Giving Voice to the Marginalised
Many of Sesay’s poems echo the pain of the poor. “My poetry leans toward the cries of peasants and the deprived in the cities,” he says. “Those voices have been silenced for too long. Their music stays in my chest. No silence can erase it.”
Poetry as Healing
Sesay believes poetry’s value lies in its humanity. “Poetry gives language to emotions too complex for plain speech,” he says. “It builds empathy and helps us heal together.”
He rejects the idea that poetry belongs only in classrooms. “To confine poetry within academic walls is to diminish its power. Across Africa, poets are bringing poetry from page to stage, turning it into testimony.”

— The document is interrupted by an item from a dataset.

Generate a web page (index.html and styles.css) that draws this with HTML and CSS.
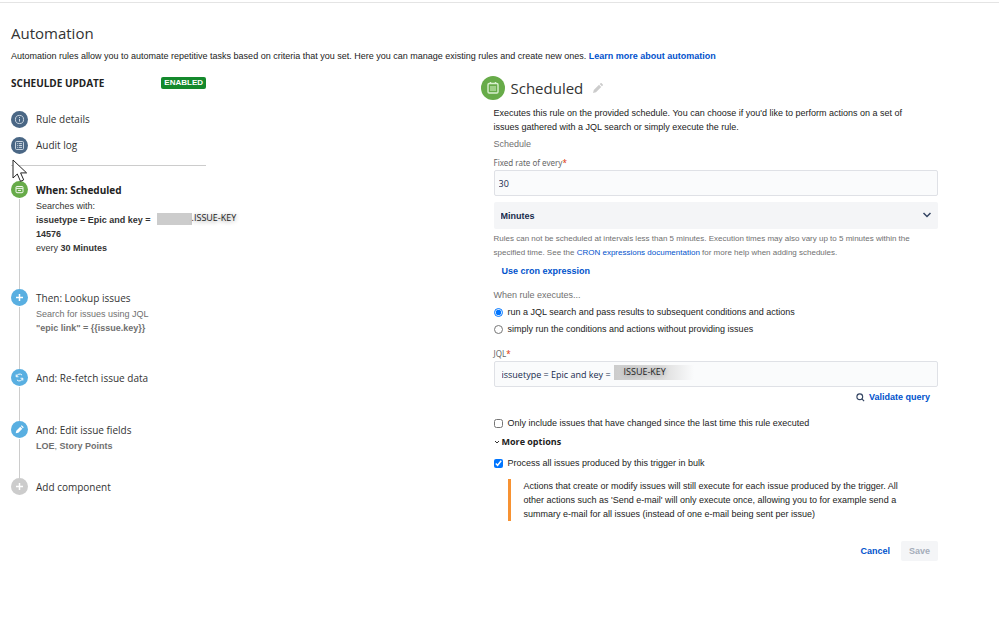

He recalls how peace scholar John Paul Lederach featured his work in When Blood and Bones Cry Out, and how a poem by the Falui Society became the first “witness” read in Sierra Leone’s Special Court. “That moment proved that poetry speaks truth before evidence does,” he says.
Teaching and Legacy
Sesay’s poem The Song of the Women of My Land now appears in school syllabi. “That is a dream come true,” he says. “I hope students don’t stop at studying the poem. I hope it moves them to write their own.”
Beyond Borders
Today, Sesay writes for a global audience. “My poetry has travelled beyond Sierra Leone,” he says. “It has been translated into German and Spanish and shared across continents.”
Upcoming works include When My Pen Pours Poetry, There Was an Eden, Labbaik – A Pilgrim’s Verse from Scalp to Soul, and Silences We Carry. Each explores how faith, environment, and memory shape humanity.
He ends with gratitude. “I thank Sierra Eye for giving writers a platform,” he says. “In a world full of noise, poetry remains Sierra Leone’s song of hope.”